-- start --

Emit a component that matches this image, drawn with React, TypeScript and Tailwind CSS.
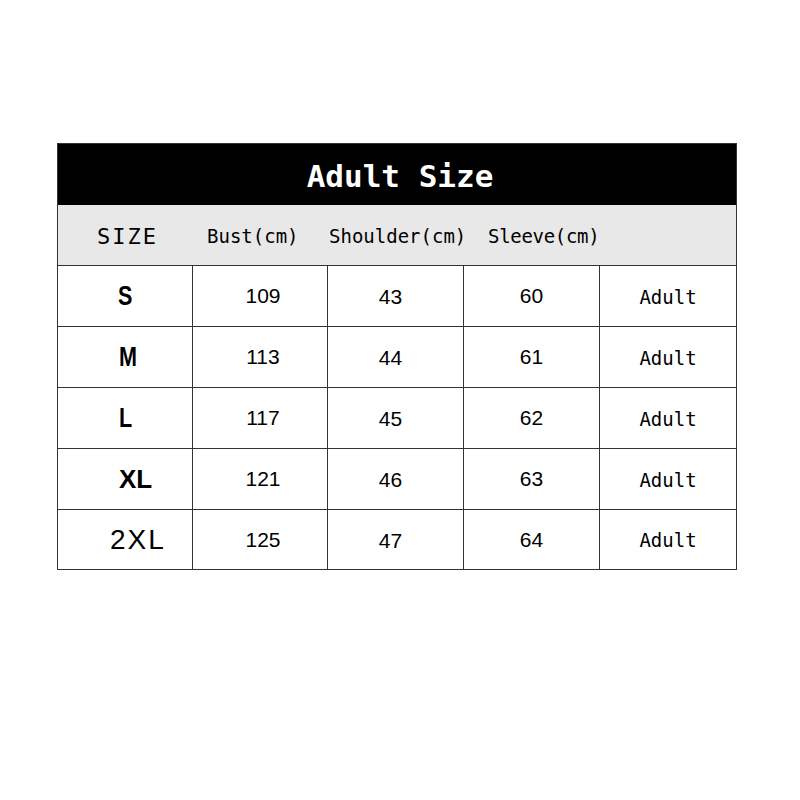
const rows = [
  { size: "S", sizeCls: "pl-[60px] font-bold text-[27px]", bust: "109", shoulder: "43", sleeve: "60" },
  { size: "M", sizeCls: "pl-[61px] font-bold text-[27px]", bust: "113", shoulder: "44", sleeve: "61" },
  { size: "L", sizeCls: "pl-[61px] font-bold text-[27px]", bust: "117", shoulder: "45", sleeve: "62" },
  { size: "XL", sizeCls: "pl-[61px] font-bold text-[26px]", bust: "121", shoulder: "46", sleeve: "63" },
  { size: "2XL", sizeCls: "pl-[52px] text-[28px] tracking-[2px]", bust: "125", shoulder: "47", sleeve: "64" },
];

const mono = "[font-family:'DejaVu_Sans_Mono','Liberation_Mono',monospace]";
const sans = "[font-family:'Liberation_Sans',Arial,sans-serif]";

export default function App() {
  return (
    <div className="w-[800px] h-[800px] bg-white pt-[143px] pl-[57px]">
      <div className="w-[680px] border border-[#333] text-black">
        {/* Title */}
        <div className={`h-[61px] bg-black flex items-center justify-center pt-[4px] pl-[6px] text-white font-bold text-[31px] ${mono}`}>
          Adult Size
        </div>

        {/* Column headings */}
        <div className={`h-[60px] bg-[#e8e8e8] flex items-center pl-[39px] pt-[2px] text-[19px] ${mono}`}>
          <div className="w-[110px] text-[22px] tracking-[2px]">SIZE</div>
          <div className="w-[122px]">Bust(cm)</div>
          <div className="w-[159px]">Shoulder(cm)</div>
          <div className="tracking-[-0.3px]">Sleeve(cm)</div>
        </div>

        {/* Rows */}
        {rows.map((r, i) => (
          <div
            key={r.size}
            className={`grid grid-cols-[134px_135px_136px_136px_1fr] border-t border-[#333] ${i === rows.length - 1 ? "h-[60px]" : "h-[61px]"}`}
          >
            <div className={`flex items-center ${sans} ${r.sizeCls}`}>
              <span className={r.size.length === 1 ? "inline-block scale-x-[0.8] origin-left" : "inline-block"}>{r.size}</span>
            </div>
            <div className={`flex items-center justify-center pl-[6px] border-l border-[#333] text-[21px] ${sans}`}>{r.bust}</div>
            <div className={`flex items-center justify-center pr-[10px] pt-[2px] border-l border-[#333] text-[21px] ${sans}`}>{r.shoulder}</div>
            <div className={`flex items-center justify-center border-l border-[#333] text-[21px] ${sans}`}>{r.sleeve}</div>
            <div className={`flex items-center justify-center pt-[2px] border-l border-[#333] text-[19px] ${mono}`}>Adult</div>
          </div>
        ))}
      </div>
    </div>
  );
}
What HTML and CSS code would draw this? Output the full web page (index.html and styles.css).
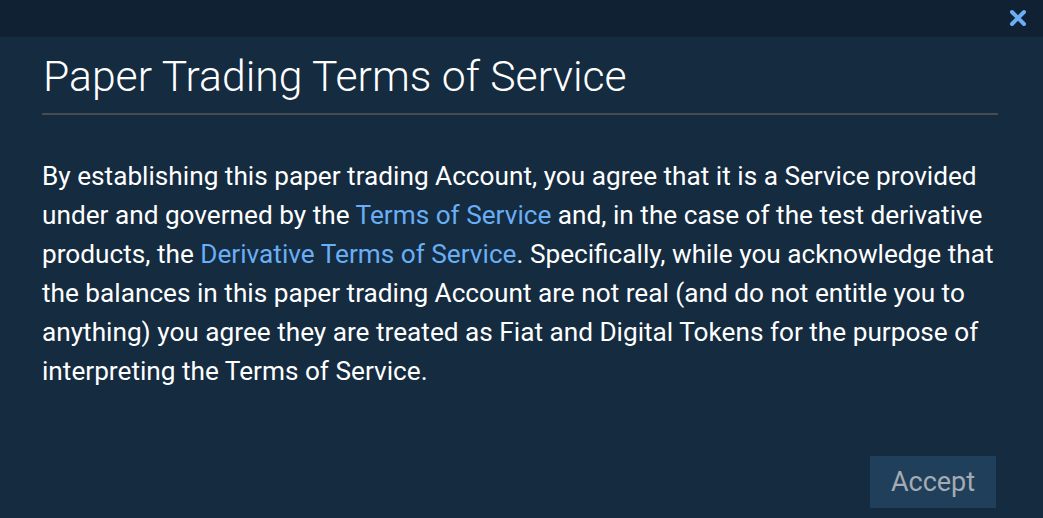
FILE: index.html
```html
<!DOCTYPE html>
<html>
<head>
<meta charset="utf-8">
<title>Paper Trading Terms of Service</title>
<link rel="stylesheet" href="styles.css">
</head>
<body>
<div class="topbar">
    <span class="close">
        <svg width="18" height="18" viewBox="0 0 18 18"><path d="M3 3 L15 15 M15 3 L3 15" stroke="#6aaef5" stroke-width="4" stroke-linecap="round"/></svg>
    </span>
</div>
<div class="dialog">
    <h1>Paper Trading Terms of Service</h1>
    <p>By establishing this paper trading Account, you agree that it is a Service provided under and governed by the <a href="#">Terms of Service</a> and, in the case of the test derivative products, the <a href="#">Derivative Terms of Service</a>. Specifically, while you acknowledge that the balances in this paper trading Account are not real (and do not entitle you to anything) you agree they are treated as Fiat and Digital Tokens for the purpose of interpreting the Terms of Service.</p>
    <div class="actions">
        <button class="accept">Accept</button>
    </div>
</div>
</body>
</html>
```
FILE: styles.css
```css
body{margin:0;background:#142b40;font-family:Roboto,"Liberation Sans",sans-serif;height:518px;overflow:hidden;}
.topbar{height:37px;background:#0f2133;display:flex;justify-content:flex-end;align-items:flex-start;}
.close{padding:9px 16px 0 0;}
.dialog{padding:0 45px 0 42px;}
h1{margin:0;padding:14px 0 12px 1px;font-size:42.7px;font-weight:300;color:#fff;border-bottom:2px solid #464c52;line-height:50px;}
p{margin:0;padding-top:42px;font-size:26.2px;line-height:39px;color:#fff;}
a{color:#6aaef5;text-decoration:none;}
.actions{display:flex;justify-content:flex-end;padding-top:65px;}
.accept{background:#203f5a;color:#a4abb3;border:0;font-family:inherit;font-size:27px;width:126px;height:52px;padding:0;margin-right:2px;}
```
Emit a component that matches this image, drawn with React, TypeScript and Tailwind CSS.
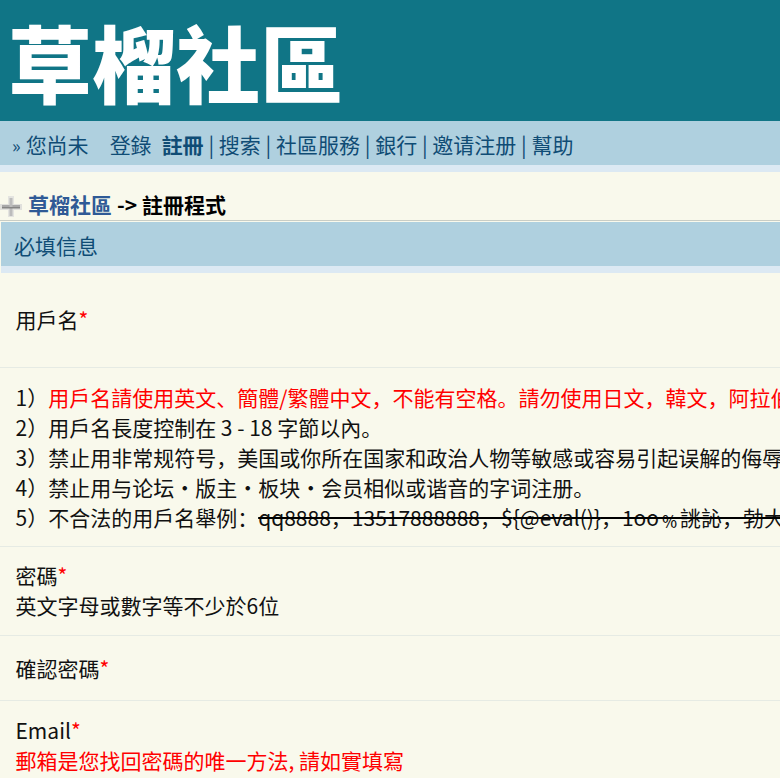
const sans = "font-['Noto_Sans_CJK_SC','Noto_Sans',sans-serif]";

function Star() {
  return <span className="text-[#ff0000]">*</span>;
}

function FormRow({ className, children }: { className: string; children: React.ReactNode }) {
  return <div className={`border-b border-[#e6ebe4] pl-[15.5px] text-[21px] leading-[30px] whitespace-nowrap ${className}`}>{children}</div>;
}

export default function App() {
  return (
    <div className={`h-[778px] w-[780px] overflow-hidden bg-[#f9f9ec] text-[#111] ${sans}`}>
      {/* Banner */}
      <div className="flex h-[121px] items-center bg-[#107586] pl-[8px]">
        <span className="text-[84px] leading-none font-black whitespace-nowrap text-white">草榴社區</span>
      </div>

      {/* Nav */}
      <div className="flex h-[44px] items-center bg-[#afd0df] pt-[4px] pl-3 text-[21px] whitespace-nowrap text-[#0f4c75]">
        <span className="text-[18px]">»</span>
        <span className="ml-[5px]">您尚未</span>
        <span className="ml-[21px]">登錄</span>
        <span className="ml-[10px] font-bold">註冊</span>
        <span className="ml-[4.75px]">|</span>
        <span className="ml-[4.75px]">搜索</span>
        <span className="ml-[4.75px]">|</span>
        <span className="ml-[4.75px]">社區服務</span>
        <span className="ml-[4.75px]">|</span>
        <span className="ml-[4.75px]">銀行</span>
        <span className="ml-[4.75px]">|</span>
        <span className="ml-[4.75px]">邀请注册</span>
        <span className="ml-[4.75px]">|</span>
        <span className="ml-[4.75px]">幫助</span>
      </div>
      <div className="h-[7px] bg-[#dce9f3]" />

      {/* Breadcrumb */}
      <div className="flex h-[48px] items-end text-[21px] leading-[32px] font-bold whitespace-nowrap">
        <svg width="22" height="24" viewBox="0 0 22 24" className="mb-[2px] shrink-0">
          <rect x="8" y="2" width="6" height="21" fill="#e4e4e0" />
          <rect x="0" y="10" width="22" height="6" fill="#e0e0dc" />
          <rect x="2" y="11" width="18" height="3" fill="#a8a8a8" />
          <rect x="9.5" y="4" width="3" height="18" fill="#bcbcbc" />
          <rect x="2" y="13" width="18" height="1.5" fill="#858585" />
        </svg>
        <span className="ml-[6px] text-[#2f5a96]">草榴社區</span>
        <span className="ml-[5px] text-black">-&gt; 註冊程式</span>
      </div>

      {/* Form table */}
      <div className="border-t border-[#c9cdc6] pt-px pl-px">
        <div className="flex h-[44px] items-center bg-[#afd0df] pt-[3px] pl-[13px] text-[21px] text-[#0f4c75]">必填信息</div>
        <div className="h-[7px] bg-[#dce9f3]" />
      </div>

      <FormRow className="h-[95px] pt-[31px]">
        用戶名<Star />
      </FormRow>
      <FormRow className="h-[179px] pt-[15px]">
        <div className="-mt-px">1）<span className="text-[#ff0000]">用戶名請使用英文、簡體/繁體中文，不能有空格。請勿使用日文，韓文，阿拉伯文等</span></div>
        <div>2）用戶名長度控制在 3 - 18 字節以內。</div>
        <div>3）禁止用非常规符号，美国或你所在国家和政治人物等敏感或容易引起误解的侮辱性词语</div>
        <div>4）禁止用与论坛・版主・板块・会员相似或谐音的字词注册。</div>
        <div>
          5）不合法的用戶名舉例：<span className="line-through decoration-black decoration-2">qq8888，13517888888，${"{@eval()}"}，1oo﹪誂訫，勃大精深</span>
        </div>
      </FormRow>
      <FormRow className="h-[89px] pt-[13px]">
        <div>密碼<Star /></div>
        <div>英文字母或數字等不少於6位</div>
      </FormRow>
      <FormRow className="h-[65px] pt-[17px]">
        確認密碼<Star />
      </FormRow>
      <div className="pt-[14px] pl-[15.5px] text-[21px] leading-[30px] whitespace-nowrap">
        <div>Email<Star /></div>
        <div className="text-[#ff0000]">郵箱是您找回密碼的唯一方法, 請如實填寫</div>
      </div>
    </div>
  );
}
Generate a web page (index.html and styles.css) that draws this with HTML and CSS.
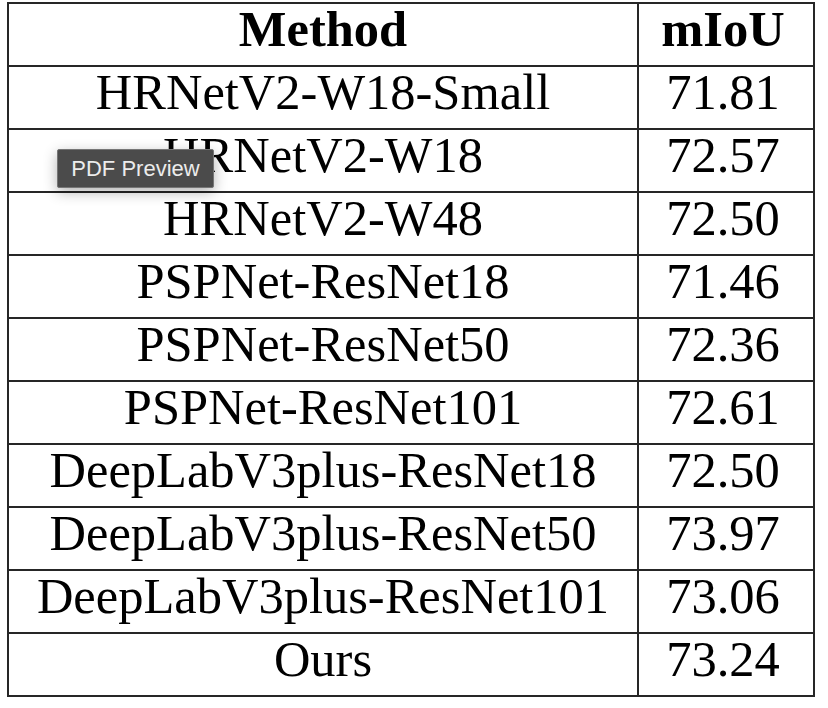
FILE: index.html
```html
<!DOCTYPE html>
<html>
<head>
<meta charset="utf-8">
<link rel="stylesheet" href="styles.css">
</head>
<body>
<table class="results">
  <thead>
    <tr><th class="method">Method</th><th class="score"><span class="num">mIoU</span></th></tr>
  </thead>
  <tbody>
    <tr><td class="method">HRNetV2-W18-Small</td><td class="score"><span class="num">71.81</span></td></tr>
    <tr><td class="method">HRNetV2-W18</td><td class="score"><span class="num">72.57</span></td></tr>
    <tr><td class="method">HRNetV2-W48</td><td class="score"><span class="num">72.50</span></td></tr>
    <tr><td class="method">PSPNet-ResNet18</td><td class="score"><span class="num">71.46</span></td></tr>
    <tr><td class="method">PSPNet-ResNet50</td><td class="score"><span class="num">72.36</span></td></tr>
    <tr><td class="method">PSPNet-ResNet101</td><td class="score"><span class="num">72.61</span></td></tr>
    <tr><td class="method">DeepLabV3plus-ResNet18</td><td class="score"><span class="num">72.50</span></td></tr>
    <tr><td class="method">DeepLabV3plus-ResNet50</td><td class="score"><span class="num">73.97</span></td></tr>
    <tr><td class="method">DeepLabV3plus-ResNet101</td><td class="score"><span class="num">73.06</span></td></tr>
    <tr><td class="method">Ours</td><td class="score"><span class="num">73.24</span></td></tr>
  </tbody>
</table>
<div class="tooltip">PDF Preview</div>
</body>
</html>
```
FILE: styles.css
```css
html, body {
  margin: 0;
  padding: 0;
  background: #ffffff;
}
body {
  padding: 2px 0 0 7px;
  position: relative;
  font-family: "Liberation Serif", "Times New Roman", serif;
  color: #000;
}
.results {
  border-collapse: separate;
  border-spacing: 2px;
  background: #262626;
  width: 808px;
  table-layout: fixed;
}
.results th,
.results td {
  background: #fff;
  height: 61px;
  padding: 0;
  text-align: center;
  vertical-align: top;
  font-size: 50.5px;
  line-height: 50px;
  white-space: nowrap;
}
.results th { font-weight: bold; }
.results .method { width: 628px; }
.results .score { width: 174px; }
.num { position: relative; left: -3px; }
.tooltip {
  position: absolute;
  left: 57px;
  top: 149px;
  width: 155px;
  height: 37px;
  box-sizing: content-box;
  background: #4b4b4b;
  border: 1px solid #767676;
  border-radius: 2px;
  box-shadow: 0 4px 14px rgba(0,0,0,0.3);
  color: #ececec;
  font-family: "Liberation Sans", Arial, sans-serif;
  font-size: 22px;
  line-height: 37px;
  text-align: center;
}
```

-- end --

Aim of the exercise
Only lines with the word "page" are wanted, so copy each one from the records.

Task answer
What HTML and CSS code would draw this? Output the full web page (index.html and styles.css).
Generate a web page (index.html and styles.css) that draws this with HTML and CSS.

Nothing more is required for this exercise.